After this, the user is prompted to input the number of simulations that they want the program to perform. The higher the number of simulations, the closer the program gets to the ‘true’ values. I found that 10,000 simulations gives a fairly accurate prediction calculation whilst keeping runtime to a minimum. This input obviously needs to be an integer so the program checks for this.

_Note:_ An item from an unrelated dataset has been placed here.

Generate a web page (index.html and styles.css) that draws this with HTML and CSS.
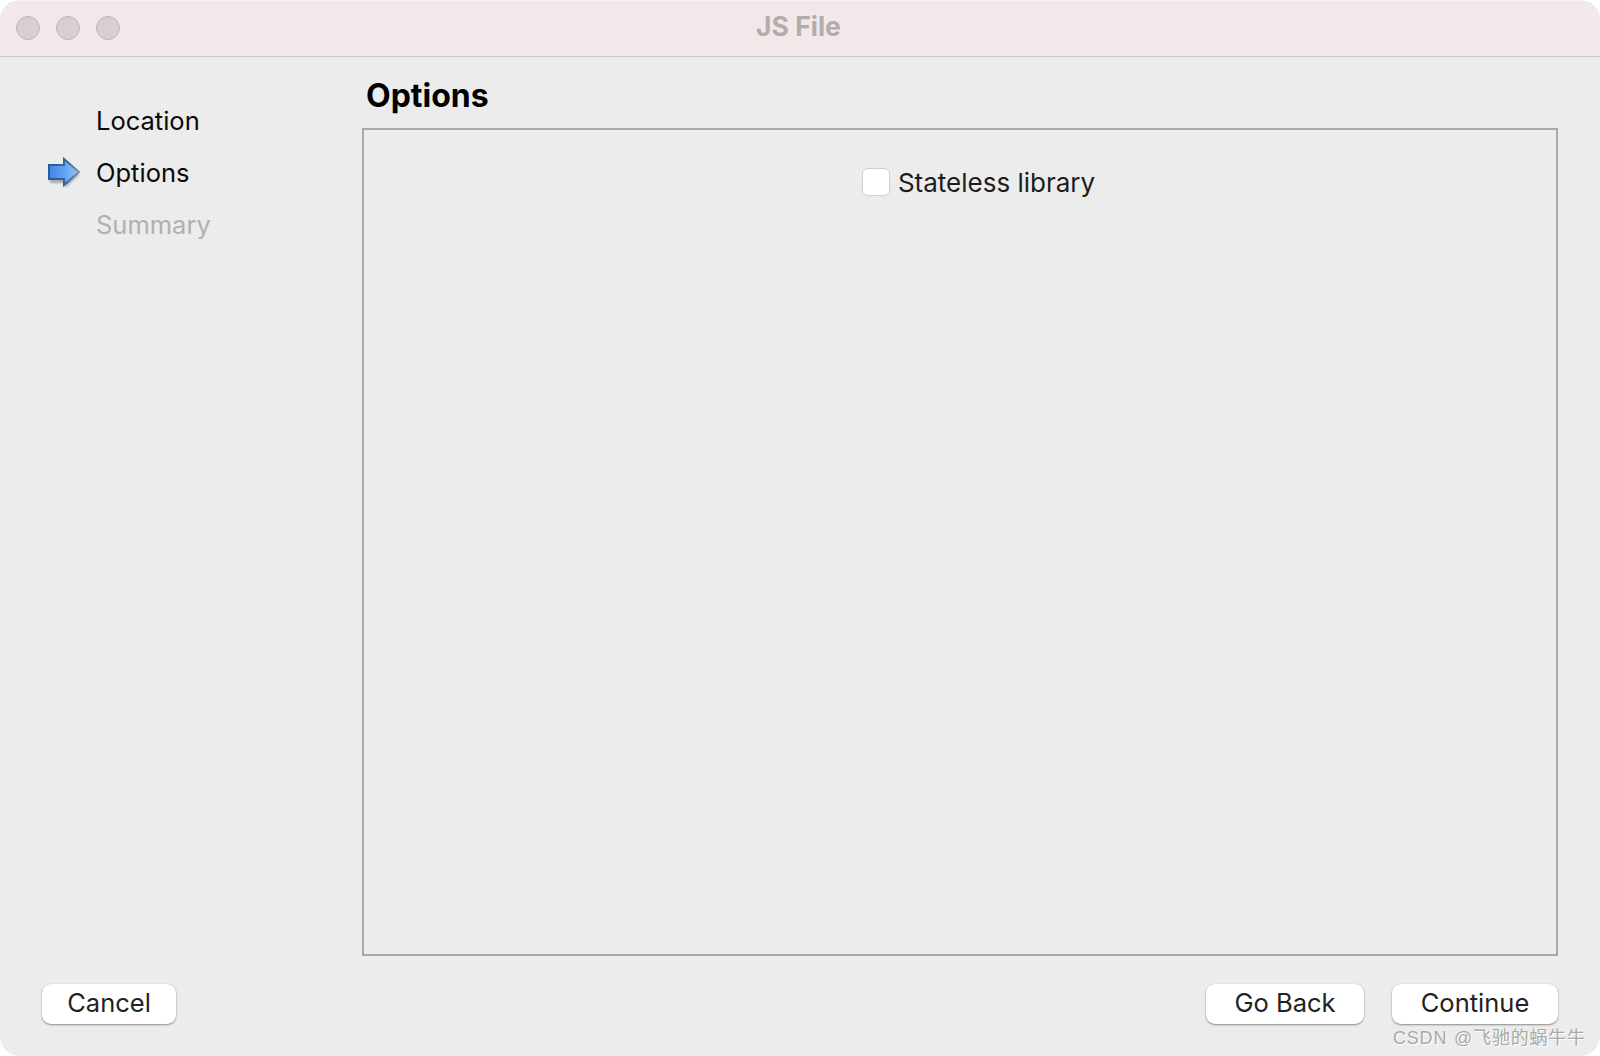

The step after this is to simulate the games. We do this n times (where n is the number inputted in the previous step) and during each simulation, each shot is simulated to see if it resulted in a goal. This is performed using the random module in python. For example, imagine simulating a shot with an xG of 0.2. A random number generated between 0 and 1 will give a number below 0.2 20% of the time and above 0.2 (or equal to due to how the random module works) 80% of the time. By checking this randomly generated number compared to the xG value for the shot we can see if the shot was predicted to be in. If the randomly generated number was less than the xG value then the shot was deemed to be scored. If it is higher then it is not scored. In this example, the shot with 0.2 xG will have a random number generate that is lowered than it 20% of the time, which accurately represents this shots’ xG.
Once all the shots have been simulated, the number of goals scored by each team can be compared and the obvious logic is used to check the result.
All that remains now is to present the data. We can work out the number of points each team achieved during the simulation by multiplying the number of wins they got by 3 and adding the number of draws. I decided to utilise the pandas module to create data frames to store the data in. This enables the data to be displayed easily within a table format.
I create 3 tables for each simulation. The first displays the number of wins, draws and losses that each team gets. The next shows the xP for each team, which is found by dividing the teams' total points by the number of games. The final table displays the probability of each result. This is calculated by dividing the number of times each result occurred by the total number of games and multiplying by 100. The code is below.
I will be showing an example of this program using data from the match on 16/01/21 between Leicester and Southampton which finished 2–0 to Leicester. The xG scoreline was approximately 2.1–0.4 in favour of Leicester (depending on the model you look at). I find that finding xG data for a team in total is easy but finding the xG value for each shot in the game is harder to find. I found that understat is the best resource for this information. According to their data, Leicester had 16 shots with Southampton having 8, with an xG scoreline of 2.12–0.38. We can enter each shots xG value into our program and simulate over a larger number of games (100,000) to the expected results for this game based on the shots.
As we can see, given the shots in the match, Leicester (who are ‘Team 1’) had an xP of approximately 2.61 and expected to win the game 82.458% of the time. Southampton on the other hand (‘Team 2’) had an xP of about 0.26 and probability of winning of only 4.056%. Understat gives the xP values that they calculate themselves and give this as 2.61- 0.25 which is extremely close to the model's output. The slight variation might be due to a different model, a larger number of simulations or using xG values to more than 2 decimal places.
This program can also be used to check games that had ‘unexpected’ scorelines relative to the xG scorelines and see how unlikely they truly were. An example of a game that seems to have given a result that is contradictory to the xG scoreline is the match between Tottenham and Arsenal on 06/12/2020. The match finished 2–0 to Tottenham with an xG scoreline of 0.39-0.60. Despite how the game might have appeared to a spectator, this gives the impression that Arsenal had a slight edge over the course of the match. Simulating the game 100,000 times gives us the following results.
The results show that the most likely result was a draw, with Tottenham (Team 1) only expecting to win the game with these chances 20.373% of the time. This implies the possibility of a ‘lucky’ result despite how the game actually played out (which leads to further discussions about game states and xG accumulation for a team who are sitting on a lead). The xP scoreline of approximately 1.07–1.47 is close to understat’s who give a scoreline of 1.05–1.49.
Expected points give a purely objective look on a game to predict the outcome based only on the shots that occurred. The model does not look at any contextual information such as the game state. An example of this is a team that is pushing hard for a late equaliser. They might leave themselves more vulnerable to a counter which could give the team countering a seemingly inflated xG score. If the team breaks and accumulates a larger xG score whilst the other team are pushing this would not be representative of the game as a whole and only happened due to the state of the game. This is where weighted xG comes in and considers these scenarios.
Fundamentally, the amount of shots that occur in a football match is quite small so a large amount of variance is expected in this data which is why the ‘expected’ result ceases to happen a large proportion of the time.